WHAT NEEDS TO BE DONE: Write out the full set of records exactly. Any pictures in them do not belong in the copy.

MATERIAL SUPPLIED:

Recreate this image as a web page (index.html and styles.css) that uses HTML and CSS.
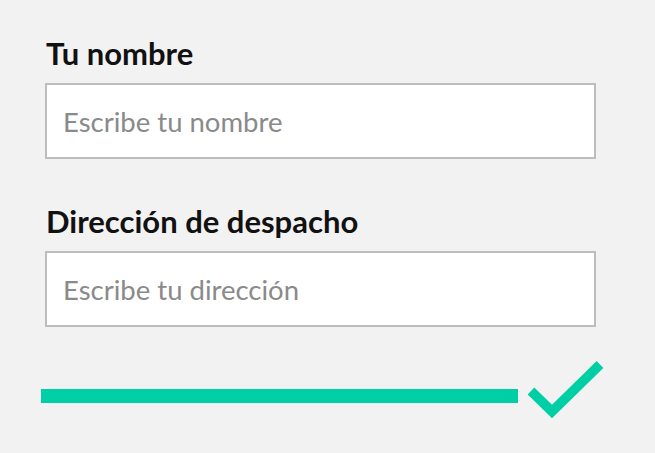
FILE: index.html
```html
<!DOCTYPE html>
<html lang="es">
<head>
<meta charset="utf-8">
<link rel="stylesheet" href="styles.css">
</head>
<body>
<form class="form">
  <div class="field">
    <label class="label" for="nombre">Tu nombre</label>
    <input class="input" id="nombre" type="text" placeholder="Escribe tu nombre">
  </div>
  <div class="field">
    <label class="label" for="dir">Dirección de despacho</label>
    <input class="input" id="dir" type="text" placeholder="Escribe tu dirección">
  </div>
  <div class="progress">
    <div class="bar"></div>
    <svg class="check" width="90" height="70" viewBox="0 0 90 70">
      <polyline points="11,36 32,56.5 80,9.5" fill="none" stroke="#00cfa5" stroke-width="9.5"/>
    </svg>
  </div>
</form>
</body>
</html>
```
FILE: styles.css
```css
html, body {
  margin: 0;
  background: #f2f2f2;
}
.form {
  width: 655px;
  height: 453px;
  box-sizing: border-box;
  padding: 35px 0 0 45px;
  font-family: Lato, "Noto Sans", sans-serif;
}
.field {
  display: flex;
  flex-direction: column;
  width: 551px;
}
.field + .field {
  margin-top: 44px;
}
.label {
  font-weight: 700;
  font-size: 31px;
  line-height: 36px;
  color: #111;
  margin-bottom: 12px;
  padding-left: 1px;
}
.input {
  box-sizing: border-box;
  width: 551px;
  height: 76px;
  border: 2px solid #bdbdbd;
  background: #fff;
  padding: 0 16px;
  font-family: Lato, "Noto Sans", sans-serif;
  font-size: 27.5px;
  color: #333;
  outline: none;
}
.input::placeholder {
  color: #8a8a8a;
}
.progress {
  display: flex;
  align-items: flex-start;
  margin-left: -4px;
  margin-top: 28px;
}
.bar {
  width: 477px;
  height: 14px;
  background: #00cfa5;
  margin-top: 34px;
}
.check {
  margin-left: 2px;
}
```
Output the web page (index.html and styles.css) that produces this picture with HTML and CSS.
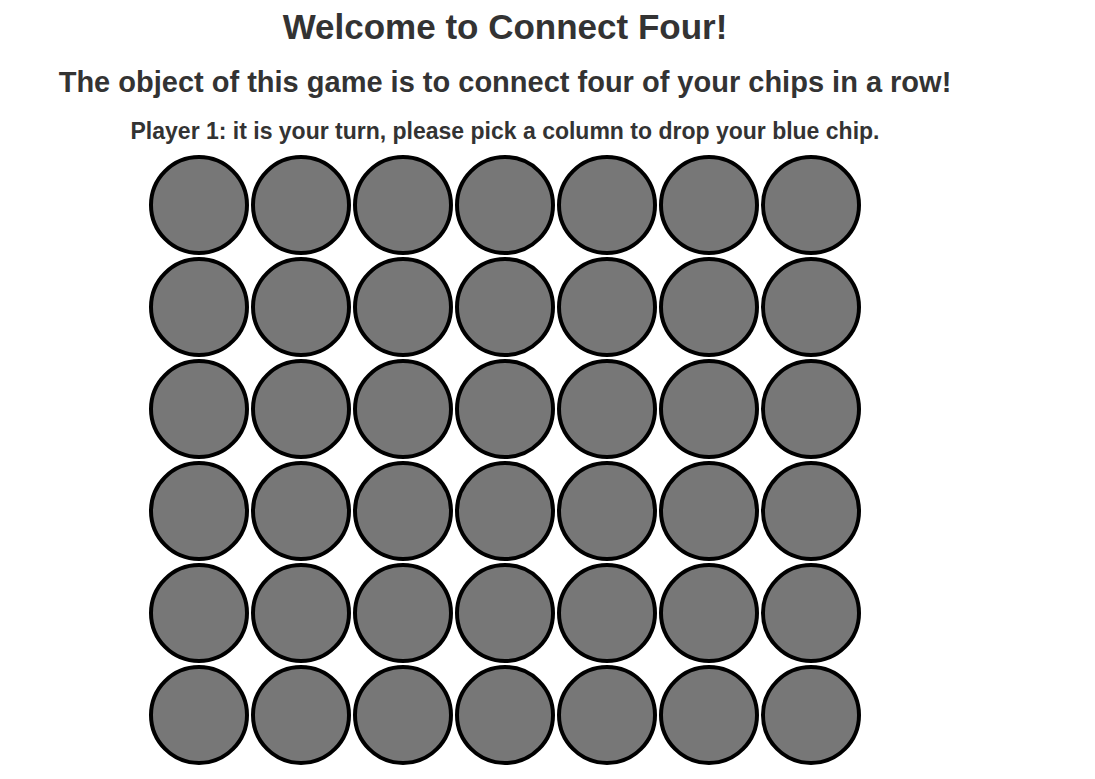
FILE: index.html
```html
<!DOCTYPE html>
<html lang="en">
<head>
<meta charset="utf-8">
<title>Connect Four</title>
<link rel="stylesheet" href="styles.css">
</head>
<body>
<div class="page">
  <h1 class="title">Welcome to Connect Four!</h1>
  <h2 class="subtitle">The object of this game is to connect four of your chips in a row!</h2>
  <p class="prompt">Player 1: it is your turn, please pick a column to drop your blue chip.</p>
  <div class="board">
    <div class="slot"></div><div class="slot"></div><div class="slot"></div><div class="slot"></div><div class="slot"></div><div class="slot"></div><div class="slot"></div>
    <div class="slot"></div><div class="slot"></div><div class="slot"></div><div class="slot"></div><div class="slot"></div><div class="slot"></div><div class="slot"></div>
    <div class="slot"></div><div class="slot"></div><div class="slot"></div><div class="slot"></div><div class="slot"></div><div class="slot"></div><div class="slot"></div>
    <div class="slot"></div><div class="slot"></div><div class="slot"></div><div class="slot"></div><div class="slot"></div><div class="slot"></div><div class="slot"></div>
    <div class="slot"></div><div class="slot"></div><div class="slot"></div><div class="slot"></div><div class="slot"></div><div class="slot"></div><div class="slot"></div>
    <div class="slot"></div><div class="slot"></div><div class="slot"></div><div class="slot"></div><div class="slot"></div><div class="slot"></div><div class="slot"></div>
  </div>
</div>
</body>
</html>
```

FILE: styles.css
```css
html, body {
  margin: 0;
  padding: 0;
  background: #ffffff;
}

body {
  font-family: "Liberation Sans", Arial, Helvetica, sans-serif;
  color: #333333;
}

.page {
  width: 994px;
  margin-left: 8px;
  padding-top: 7px;
  display: flex;
  flex-direction: column;
  align-items: center;
  text-align: center;
}

.title {
  margin: 0;
  font-size: 35px;
  line-height: 40px;
  font-weight: bold;
}

.subtitle {
  margin: 19px 0 0;
  font-size: 29px;
  line-height: 32px;
  font-weight: bold;
}

.prompt {
  margin: 20px 0 0;
  font-size: 23px;
  line-height: 26px;
  font-weight: bold;
}

.board {
  margin-top: 10px;
  display: grid;
  grid-template-columns: repeat(7, 102px);
  grid-auto-rows: 102px;
}

.slot {
  width: 92px;
  height: 92px;
  margin: 1px;
  border: 4px solid #000000;
  border-radius: 50%;
  background: #777777;
}
```
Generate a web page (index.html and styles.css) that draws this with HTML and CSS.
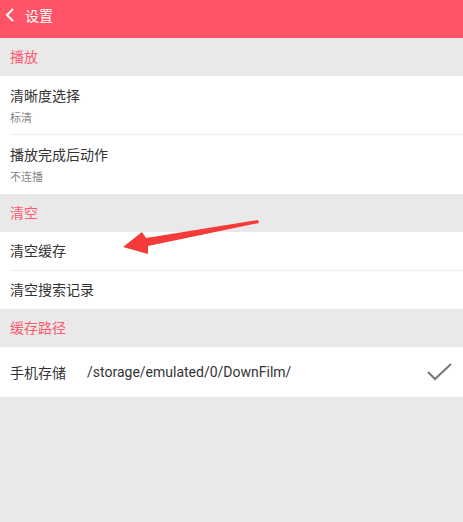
FILE: index.html
```html
<!DOCTYPE html>
<html lang="zh-CN">
<head>
    <meta charset="UTF-8">
    <meta name="viewport" content="width=device-width, initial-scale=1.0">
    <title>设置</title>
    <link rel="stylesheet" href="styles.css">
</head>
<body>
    <!-- Title bar -->
    <div class="topbar">
        <svg class="back" width="10" height="14" viewBox="0 0 10 14">
            <path d="M8 1 L2 7 L8 13" fill="none" stroke="#fff" stroke-width="2"/>
        </svg>
        <span class="title">设置</span>
    </div>

    <div class="section">播放</div>
    <div class="group">
        <div class="item two-line">
            <div class="item-title">清晰度选择</div>
            <div class="item-sub">标清</div>
        </div>
        <div class="item two-line">
            <div class="item-title">播放完成后动作</div>
            <div class="item-sub">不连播</div>
        </div>
    </div>

    <div class="section">清空</div>
    <div class="group">
        <div class="item one-line">清空缓存</div>
        <div class="item one-line">清空搜索记录</div>
    </div>

    <div class="section">缓存路径</div>
    <div class="group">
        <div class="item path-row">
            <span class="path-name">手机存储</span>
            <span class="path-value">/storage/emulated/0/DownFilm/</span>
            <svg class="check" width="26" height="18" viewBox="0 0 26 18">
                <path d="M1 9 L8 16 L24 1" fill="none" stroke="#777" stroke-width="2"/>
            </svg>
        </div>
    </div>

    <!-- annotation arrow over the list -->
    <svg class="arrow" width="463" height="522" viewBox="0 0 463 522">
        <polygon points="258,220 146,238 142,232 123,247 148,254 148,246 259,223" fill="#f53a3a"/>
    </svg>
</body>
</html>
```

FILE: styles.css
```css
body {
    margin: 0;
    background-color: #e9e9e9;
    font-family: Roboto, "Noto Sans CJK SC", sans-serif;
    position: relative;
    height: 522px;
    overflow: hidden;
}
.topbar {
    height: 38px;
    box-sizing: border-box;
    padding-bottom: 8px;
    background-color: #ff5468;
    display: flex;
    align-items: center;
    padding-left: 5px;
    color: #fff;
}
.back {
    margin-right: 10px;
}
.title {
    font-size: 14px;
}
.section {
    height: 38px;
    line-height: 38px;
    padding-left: 10px;
    font-size: 14px;
    color: #ff5a70;
}
.group {
    background-color: #fff;
}
.item {
    margin-left: 10px;
    border-bottom: 1px solid #ececec;
    color: #333;
    font-size: 14px;
}
.item:last-child {
    border-bottom: none;
}
.two-line {
    height: 58px;
    padding-top: 10px;
    box-sizing: border-box;
}
.two-line:first-child {
    height: 59px;
}
.two-line:last-child {
    height: 59px;
}
.item-title {
    line-height: 20px;
}
.item-sub {
    font-size: 11px;
    color: #888;
    margin-top: 5px;
    line-height: 16px;
}
.one-line {
    height: 38px;
    line-height: 38px;
}
.path-row {
    height: 50px;
    display: flex;
    align-items: center;
}
.path-name {
    width: 77px;
}
.path-value {
    flex: 1;
    color: #333;
}
.check {
    margin-right: 10px;
}
.arrow {
    position: absolute;
    left: 0;
    top: 0;
    pointer-events: none;
}
```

RESULT BELOW:
Recreate this image as a web page (index.html and styles.css) that uses HTML and CSS.
FILE: index.html
```html
<!DOCTYPE html>
<html lang="es">
<head>
<meta charset="utf-8">
<link rel="stylesheet" href="styles.css">
</head>
<body>
<form class="form">
  <div class="field">
    <label class="label" for="nombre">Tu nombre</label>
    <input class="input" id="nombre" type="text" placeholder="Escribe tu nombre">
  </div>
  <div class="field">
    <label class="label" for="dir">Dirección de despacho</label>
    <input class="input" id="dir" type="text" placeholder="Escribe tu dirección">
  </div>
  <div class="progress">
    <div class="bar"></div>
    <svg class="check" width="90" height="70" viewBox="0 0 90 70">
      <polyline points="11,36 32,56.5 80,9.5" fill="none" stroke="#00cfa5" stroke-width="9.5"/>
    </svg>
  </div>
</form>
</body>
</html>
```
FILE: styles.css
```css
html, body {
  margin: 0;
  background: #f2f2f2;
}
.form {
  width: 655px;
  height: 453px;
  box-sizing: border-box;
  padding: 35px 0 0 45px;
  font-family: Lato, "Noto Sans", sans-serif;
}
.field {
  display: flex;
  flex-direction: column;
  width: 551px;
}
.field + .field {
  margin-top: 44px;
}
.label {
  font-weight: 700;
  font-size: 31px;
  line-height: 36px;
  color: #111;
  margin-bottom: 12px;
  padding-left: 1px;
}
.input {
  box-sizing: border-box;
  width: 551px;
  height: 76px;
  border: 2px solid #bdbdbd;
  background: #fff;
  padding: 0 16px;
  font-family: Lato, "Noto Sans", sans-serif;
  font-size: 27.5px;
  color: #333;
  outline: none;
}
.input::placeholder {
  color: #8a8a8a;
}
.progress {
  display: flex;
  align-items: flex-start;
  margin-left: -4px;
  margin-top: 28px;
}
.bar {
  width: 477px;
  height: 14px;
  background: #00cfa5;
  margin-top: 34px;
}
.check {
  margin-left: 2px;
}
```
Output the web page (index.html and styles.css) that produces this picture with HTML and CSS.
FILE: index.html
```html
<!DOCTYPE html>
<html lang="en">
<head>
<meta charset="utf-8">
<title>Connect Four</title>
<link rel="stylesheet" href="styles.css">
</head>
<body>
<div class="page">
  <h1 class="title">Welcome to Connect Four!</h1>
  <h2 class="subtitle">The object of this game is to connect four of your chips in a row!</h2>
  <p class="prompt">Player 1: it is your turn, please pick a column to drop your blue chip.</p>
  <div class="board">
    <div class="slot"></div><div class="slot"></div><div class="slot"></div><div class="slot"></div><div class="slot"></div><div class="slot"></div><div class="slot"></div>
    <div class="slot"></div><div class="slot"></div><div class="slot"></div><div class="slot"></div><div class="slot"></div><div class="slot"></div><div class="slot"></div>
    <div class="slot"></div><div class="slot"></div><div class="slot"></div><div class="slot"></div><div class="slot"></div><div class="slot"></div><div class="slot"></div>
    <div class="slot"></div><div class="slot"></div><div class="slot"></div><div class="slot"></div><div class="slot"></div><div class="slot"></div><div class="slot"></div>
    <div class="slot"></div><div class="slot"></div><div class="slot"></div><div class="slot"></div><div class="slot"></div><div class="slot"></div><div class="slot"></div>
    <div class="slot"></div><div class="slot"></div><div class="slot"></div><div class="slot"></div><div class="slot"></div><div class="slot"></div><div class="slot"></div>
  </div>
</div>
</body>
</html>
```

FILE: styles.css
```css
html, body {
  margin: 0;
  padding: 0;
  background: #ffffff;
}

body {
  font-family: "Liberation Sans", Arial, Helvetica, sans-serif;
  color: #333333;
}

.page {
  width: 994px;
  margin-left: 8px;
  padding-top: 7px;
  display: flex;
  flex-direction: column;
  align-items: center;
  text-align: center;
}

.title {
  margin: 0;
  font-size: 35px;
  line-height: 40px;
  font-weight: bold;
}

.subtitle {
  margin: 19px 0 0;
  font-size: 29px;
  line-height: 32px;
  font-weight: bold;
}

.prompt {
  margin: 20px 0 0;
  font-size: 23px;
  line-height: 26px;
  font-weight: bold;
}

.board {
  margin-top: 10px;
  display: grid;
  grid-template-columns: repeat(7, 102px);
  grid-auto-rows: 102px;
}

.slot {
  width: 92px;
  height: 92px;
  margin: 1px;
  border: 4px solid #000000;
  border-radius: 50%;
  background: #777777;
}
```
Generate a web page (index.html and styles.css) that draws this with HTML and CSS.
FILE: index.html
```html
<!DOCTYPE html>
<html lang="zh-CN">
<head>
    <meta charset="UTF-8">
    <meta name="viewport" content="width=device-width, initial-scale=1.0">
    <title>设置</title>
    <link rel="stylesheet" href="styles.css">
</head>
<body>
    <!-- Title bar -->
    <div class="topbar">
        <svg class="back" width="10" height="14" viewBox="0 0 10 14">
            <path d="M8 1 L2 7 L8 13" fill="none" stroke="#fff" stroke-width="2"/>
        </svg>
        <span class="title">设置</span>
    </div>

    <div class="section">播放</div>
    <div class="group">
        <div class="item two-line">
            <div class="item-title">清晰度选择</div>
            <div class="item-sub">标清</div>
        </div>
        <div class="item two-line">
            <div class="item-title">播放完成后动作</div>
            <div class="item-sub">不连播</div>
        </div>
    </div>

    <div class="section">清空</div>
    <div class="group">
        <div class="item one-line">清空缓存</div>
        <div class="item one-line">清空搜索记录</div>
    </div>

    <div class="section">缓存路径</div>
    <div class="group">
        <div class="item path-row">
            <span class="path-name">手机存储</span>
            <span class="path-value">/storage/emulated/0/DownFilm/</span>
            <svg class="check" width="26" height="18" viewBox="0 0 26 18">
                <path d="M1 9 L8 16 L24 1" fill="none" stroke="#777" stroke-width="2"/>
            </svg>
        </div>
    </div>

    <!-- annotation arrow over the list -->
    <svg class="arrow" width="463" height="522" viewBox="0 0 463 522">
        <polygon points="258,220 146,238 142,232 123,247 148,254 148,246 259,223" fill="#f53a3a"/>
    </svg>
</body>
</html>
```

FILE: styles.css
```css
body {
    margin: 0;
    background-color: #e9e9e9;
    font-family: Roboto, "Noto Sans CJK SC", sans-serif;
    position: relative;
    height: 522px;
    overflow: hidden;
}
.topbar {
    height: 38px;
    box-sizing: border-box;
    padding-bottom: 8px;
    background-color: #ff5468;
    display: flex;
    align-items: center;
    padding-left: 5px;
    color: #fff;
}
.back {
    margin-right: 10px;
}
.title {
    font-size: 14px;
}
.section {
    height: 38px;
    line-height: 38px;
    padding-left: 10px;
    font-size: 14px;
    color: #ff5a70;
}
.group {
    background-color: #fff;
}
.item {
    margin-left: 10px;
    border-bottom: 1px solid #ececec;
    color: #333;
    font-size: 14px;
}
.item:last-child {
    border-bottom: none;
}
.two-line {
    height: 58px;
    padding-top: 10px;
    box-sizing: border-box;
}
.two-line:first-child {
    height: 59px;
}
.two-line:last-child {
    height: 59px;
}
.item-title {
    line-height: 20px;
}
.item-sub {
    font-size: 11px;
    color: #888;
    margin-top: 5px;
    line-height: 16px;
}
.one-line {
    height: 38px;
    line-height: 38px;
}
.path-row {
    height: 50px;
    display: flex;
    align-items: center;
}
.path-name {
    width: 77px;
}
.path-value {
    flex: 1;
    color: #333;
}
.check {
    margin-right: 10px;
}
.arrow {
    position: absolute;
    left: 0;
    top: 0;
    pointer-events: none;
}
```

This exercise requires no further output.